Parasmal Parakh ITANo.171/Ind/2022 Page 2 of 6
We have heard the learned Representatives of both sides and perused the materials available on record.
Precisely stated the facts leading to this appeal are such that the assessee has filed statutory returns of TDS in Form No. 26Q of Financial Years: 2012-13(Quarter-4), which is processed by Ld. AO u/s 200A and subsequently rectified u/s 154 who observed that the return was filed belatedly beyond the time-limit prescribed in section 200(3) of the act. Accordingly, the Ld.
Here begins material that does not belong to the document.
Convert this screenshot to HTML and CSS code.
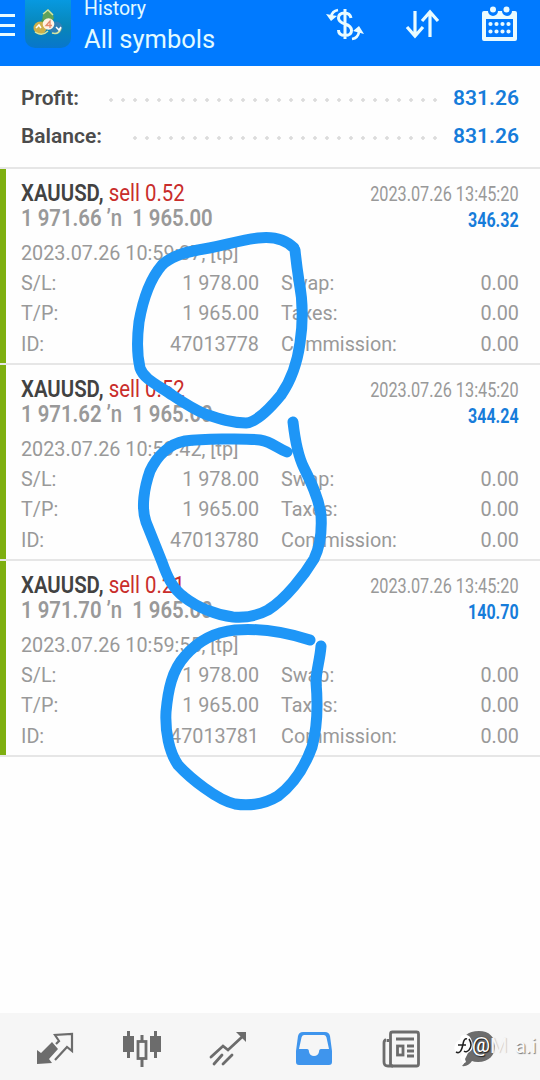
FILE: index.html
```
<!DOCTYPE html>
<html lang="en">
<head>
  <meta charset="UTF-8" />
  <meta name="viewport" content="width=device-width, initial-scale=1.0"/>
  <title>History</title>
  <link rel="stylesheet" href="styles.css">
</head>
<body>
  <div class="app">
    <header class="header">
      <div class="burger"><i></i><i></i><i></i></div>
      <div class="logo">
        <svg width="46" height="48" viewBox="0 0 46 48">
          <path d="M22 9l7 9-5 7-9-1z" fill="#4f9a4c"/>
          <circle cx="23" cy="17" r="5.5" fill="#5fa25a"/>
          <circle cx="15" cy="28" r="6.500" fill="#cdb04a"/>
          <circle cx="31" cy="28" r="6.500" fill="#3180b5"/>
          <path d="M10 32q7 5 13-1M27 33q7 2 9-5M18 14l5-4 5 5" fill="none" stroke="#d5e6a2" stroke-width="1.500"/>
          <circle cx="23.500" cy="24" r="5.800" fill="#fff3e5"/>
          <path d="M25 28v-7l-4 4.500h6" fill="none" stroke="#e48a6d" stroke-width="1.300"/>
          <path d="M11 28l3-3 2 3M31 27l3 3 2-3" fill="none" stroke="#fff" stroke-width="1.500"/>
        </svg>
      </div>
      <div class="titles">
        <div class="title-small">History</div>
        <div class="title-big">All symbols</div>
      </div>
      <div class="actions">
        <svg width="38" height="36" viewBox="0 0 38 36" fill="none" stroke="#e9fbff" stroke-width="3">
          <path d="M25 12q-1-5-6.500-5-6 0-6 5 0 4 6.500 6 6.500 2 6.500 6.500 0 5-6.500 5-6.500 0-6.500-5.500M19 3v30"/>
          <path d="M12 4q-6 1-7 7M26 33q6-1 7-7" stroke-width="2.600"/>
          <path d="M0 8l5 7 6-5zM27 25l6-5 5 8z" fill="#e9fbff" stroke="none"/>
        </svg>
        <svg width="36" height="32" viewBox="0 0 36 32" fill="none" stroke="#e9fbff" stroke-width="3.200">
          <path d="M10 2v25M2 18l8 9 8-9M25 28V3M17 12l8-9 8 9"/>
        </svg>
        <svg width="36" height="36" viewBox="0 0 36 36">
          <path d="M2 5h4a5 5 0 0 0 10 0h4a5 5 0 0 0 10 0h3a2 2 0 0 1 2 2v26a2 2 0 0 1-2 2H2a2 2 0 0 1-2-2V7q0-2 2-2zM4 13v18h27V13z" fill="#e9fbff" fill-rule="evenodd"/>
          <circle cx="11" cy="3.500" r="3" fill="#e9fbff"/><circle cx="24.500" cy="3.500" r="3" fill="#e9fbff"/>
          <path d="M8.500 18h20M8.500 25.500h20" stroke="#e9fbff" stroke-width="4.200" stroke-linecap="round" stroke-dasharray="0 6"/>
        </svg>
      </div>
    </header>

    <section class="summary">
      <div class="sum-row"><span>Profit:</span><div class="dots"></div><b>831.26</b></div>
      <div class="sum-row"><span>Balance:</span><div class="dots"></div><b>831.26</b></div>
    </section>

    <main class="deals" id="deals"></main>

    <nav class="tabs">
      <a><svg width="38" height="34" viewBox="0 0 38 34">
        <path d="M1 32V18l4 3L16 10l6 7-9 10 3 4z" fill="#6c6c6c"/>
        <path d="M20 12l3-3-4-6 17-1v17l-5-4-12 13" fill="none" stroke="#6c6c6c" stroke-width="2.200"/>
      </svg></a>
      <a><svg width="40" height="38" viewBox="0 0 40 38">
        <path d="M1 6h4V1h3v5h4v16H8v6H5v-6H1zM28 6h4V1h3v5h4v16h-4v6h-3v-6h-4z" fill="#6c6c6c"/>
        <path d="M20 5v7M20 29v8" stroke="#6c6c6c" stroke-width="3"/><rect x="16" y="11.500" width="8" height="17" fill="none" stroke="#6c6c6c" stroke-width="2.800"/>
      </svg></a>
      <a><svg width="38" height="36" viewBox="0 0 38 36" fill="none" stroke="#6c6c6c" stroke-width="2.800" stroke-linecap="round">
        <path d="M2 26l12-11 5 4L33 6M5 33l8-9M14 33l9-9"/>
        <path d="M27 1h10v10z" fill="#6c6c6c" stroke="none"/>
      </svg></a>
      <a><svg width="38" height="36" viewBox="0 0 38 36">
        <path d="M8 1h22q4 0 5 4l2 15v11q0 3-3 3H4q-3 0-3-3V20L3 5q1-4 5-4zM9 4Q7 4 6.500 6.500L4 18h8q2 0 2 3 1 4 5 4t5-4q0-3 2-3h8L31.500 6.500Q31 4 29 4z" fill="#3f95ed" fill-rule="evenodd"/>
      </svg></a>
      <a><svg width="38" height="38" viewBox="0 0 38 38" fill="none" stroke="#6c6c6c" stroke-width="2.800">
        <rect x="8.500" y="2" width="28" height="34" rx="2"/>
        <path d="M4 10q-2 0-2 3v19q0 4 4 4h5M6 9v3M14 9h18M25 16h7M25 21h7M25 26h7"/><rect x="15.500" y="16" width="5.500" height="9"/>
      </svg></a>
      <a class="chat"><svg width="40" height="38" viewBox="0 0 40 38">
        <path d="M23 1c10 0 16 6 16 15s-6 16-17 16q-4 0-6-1-4 6-10 5 3-3 3-8-4-5-4-12C5 7 12 1 23 1z" fill="#6c6c6c"/>
      </svg></a>
      <div class="watermark">
        <svg width="20" height="34" viewBox="0 0 20 34"><path d="M7 3Q15-1 18 8q3 8-4 12l-3 6 1 3-3 2-3-7 2-4Q-2 20 1 12q2-5 5-5z" fill="#fff"/><path d="M2 19q5 3 7-8 1-6 4-5M4 12h8M15 6q4 6 0 11-3 3-5 1" fill="none" stroke="#222" stroke-width="1.500"/></svg>
        <span class="at">@</span><span class="ghost">M</span><span class="ai">a.i</span>
      </div>
    </nav>

    <!-- marker strokes over the list -->
    <svg class="marker" width="540" height="1080" viewBox="0 0 540 1080">
      <path d="M294 248C286 240 274 236 258 238C240 240 219 247 198 250C181 253 170 257 162 265C150 279 143 299 139 322C137 338 137 355 140 368C144 380 160 386 172 395C184 403 193 409 205 414C220 419 232 423 246 423C258 422 272 406 281 395C290 382 297 365 300 343C303 323 303 301 299 281C297 268 296 260 295 250"/>
      <path d="M293 422C295 440 298 456 304 468C312 484 319 499 321 515C322 531 321 545 314 559C305 574 286 599 268 610C257 616 245 618 233 617C217 615 198 608 184 597C172 588 167 576 162 562L146 522C141 508 144 488 150 471C157 456 169 444 185 441C200 439 245 438 260 440C272 442 277 448 287 452"/>
      <path d="M321 646C320 660 316 671 316 682C318 705 318 725 312 747C305 766 294 784 278 796C265 804 249 806 235 804C217 800 190 778 178 765C169 752 165 731 166 712C168 690 172 670 185 656C198 641 215 632 235 630C258 628 285 632 310 640"/>
    </svg>
  </div>

  <script>
    const deals = [
      { lot: "0.52", open: "1 971.66", time: "10:59:37", id: "47013778", profit: "346.32" },
      { lot: "0.52", open: "1 971.62", time: "10:59:42", id: "47013780", profit: "344.24" },
      { lot: "0.21", open: "1 971.70", time: "10:59:55", id: "47013781", profit: "140.70" }
    ];

    document.getElementById("deals").innerHTML = deals.map(d => `
      <article class="deal">
        <div class="line symbol-line">
          <div class="cond symbol"><b>XAUUSD,</b> <span>sell ${d.lot}</span></div>
          <div class="cond right close-time">2023.07.26 13:45:20</div>
        </div>
        <div class="line price-line">
          <div class="cond price">${d.open} <span class="arrow">’n</span>&nbsp; 1 965.00</div>
          <div class="cond right profit">${d.profit}</div>
        </div>
        <div class="open-time">2023.07.26 ${d.time}, [tp]</div>
        <div class="details">
          <span>S/L:</span><span class="num">1 978.00</span><span>Swap:</span><span class="num">0.00</span>
          <span>T/P:</span><span class="num">1 965.00</span><span>Taxes:</span><span class="num">0.00</span>
          <span>ID:</span><span class="num">${d.id}</span><span>Commission:</span><span class="num">0.00</span>
        </div>
      </article>`).join("");
  </script>
</body>
</html>
```
FILE: styles.css
```
* {
  box-sizing: border-box;
}

body {
  margin: 0;
  background: #fefefe;
  font-family: Roboto, sans-serif;
  color: #999;
  overflow: hidden;
}

.app {
  position: relative;
  width: 540px;
  height: 1080px;
  display: flex;
  flex-direction: column;
}

.header {
  height: 66px;
  background: #007aff;
  color: #e2faff;
  display: flex;
  flex-shrink: 0;
}

.burger {
  width: 25px;
  padding-top: 14px;
}

.burger i {
  display: block;
  width: 15px;
  height: 3px;
  margin-bottom: 6.5px;
  background: #e9fbff;
}

.logo {
  width: 46px;
  height: 48px;
  border-radius: 0 0 10px 10px;
  background: linear-gradient(#0799e0, #0886b8 55%, #0876cc);
}

.titles {
  padding-left: 13px;
  white-space: nowrap;
}

.title-small {
  font-size: 19.5px;
  line-height: 24px;
  margin-top: -3px;
}

.title-big {
  font-size: 25.5px;
  line-height: 34px;
  margin-top: 1px;
}

.actions {
  display: flex;
  margin-left: auto;
  padding: 6px 22px 0 0;
  gap: 41px;
}

.actions svg:nth-child(2) {
  margin-top: 3px;
}

.summary {
  height: 103px;
  padding: 13px 21px 0;
  border-bottom: 2px solid #e6e6e6;
  flex-shrink: 0;
}

.sum-row {
  height: 37.5px;
  line-height: 38px;
  display: flex;
  font-size: 21px;
  font-weight: 600;
  color: #4b4b4b;
}

.sum-row b {
  width: 78px;
  text-align: right;
  font-weight: 600;
  color: #167cda;
}

.dots {
  flex: 1;
  height: 4px;
  margin: 19px 0 0 26px;
  background: radial-gradient(circle, #dcdcdc 1.5px, transparent 2px) right top / 12px 4px repeat-x;
}

.deal {
  height: 196px;
  padding: 10px 21px 0;
  background: linear-gradient(#7eaf10, #7eaf10) left top / 6px 194px no-repeat;
  border-bottom: 2px solid #e6e6e6;
}

.line {
  display: flex;
  justify-content: space-between;
  height: 26px;
  line-height: 28px;
  white-space: nowrap;
}

.cond {
  transform: scaleX(.85);
  transform-origin: left center;
}

.cond.right {
  transform-origin: right center;
}

.symbol {
  font-size: 24px;
  color: #c92d2b;
}

.symbol b {
  font-weight: 600;
  color: #424242;
}

.close-time {
  font-size: 20px;
  line-height: 31px;
  transform: scaleX(.813);
}

.price {
  font-size: 23.5px;
  line-height: 27px;
  font-weight: 600;
  transform: scaleX(.865);
}

.arrow {
  font-weight: 500;
}

.profit {
  font-size: 19.5px;
  font-weight: 700;
  color: #167cda;
  line-height: 31px;
  transform: scaleX(.82);
}

.open-time {
  height: 30px;
  margin-top: 7px;
  font-size: 19.8px;
  line-height: 31px;
}

.details {
  display: grid;
  grid-template-columns: 120px 118px 140px 1fr;
  font-size: 19.8px;
  line-height: 30.5px;
  padding-top: .6px;
}

.details span:nth-child(4n + 3) {
  padding-left: 22px;
}

.num {
  text-align: right;
}

.tabs {
  position: relative;
  height: 67px;
  margin-top: auto;
  padding: 0 12px;
  background: #f6f6f6;
  display: flex;
  flex-shrink: 0;
}

.tabs a {
  flex: 0 0 86.4px;
  height: 71px;
  display: flex;
  align-items: center;
  justify-content: center;
}

.tabs .chat {
  padding-right: 22px;
}

/* sits on top of the chat tab */
.watermark {
  position: absolute;
  right: 4px;
  top: 20px;
  display: flex;
  width: 82px;
  height: 34px;
  line-height: 26px;
  font-size: 20px;
}

.at {
  margin-left: -2px;
  color: #fff;
  font-size: 20px;
  line-height: 24px;
  font-weight: 500;
  text-shadow: 0 0 1px #111, 1px 1px 1px #222;
}

.ghost {
  color: #f6f6f6;
  text-shadow: 1px 0 1px #ccc;
}

.ai {
  margin-left: auto;
  color: #fafafa;
  text-shadow: 1px 1px 1px #777;
}

.marker {
  position: absolute;
  left: 0;
  top: 0;
  fill: none;
  stroke: #1e96f7;
  stroke-width: 11px;
  stroke-linecap: round;
  stroke-linejoin: round;
  pointer-events: none;
}
```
AO charged late-fee u/s 234E of the act amounting to Rs. 54,800/- for the period as aforesaid, as per the time-period of delay committed by assessee, in the intimations issued u/s 200A of the Income-tax Act, 1961. Being aggrieved, the assessee carried the matter in appeal before Ld. CIT(A) but, however, did not get any success.
Being aggrieved by order of Ld. CIT(A), the assessee has now come in appeal before us.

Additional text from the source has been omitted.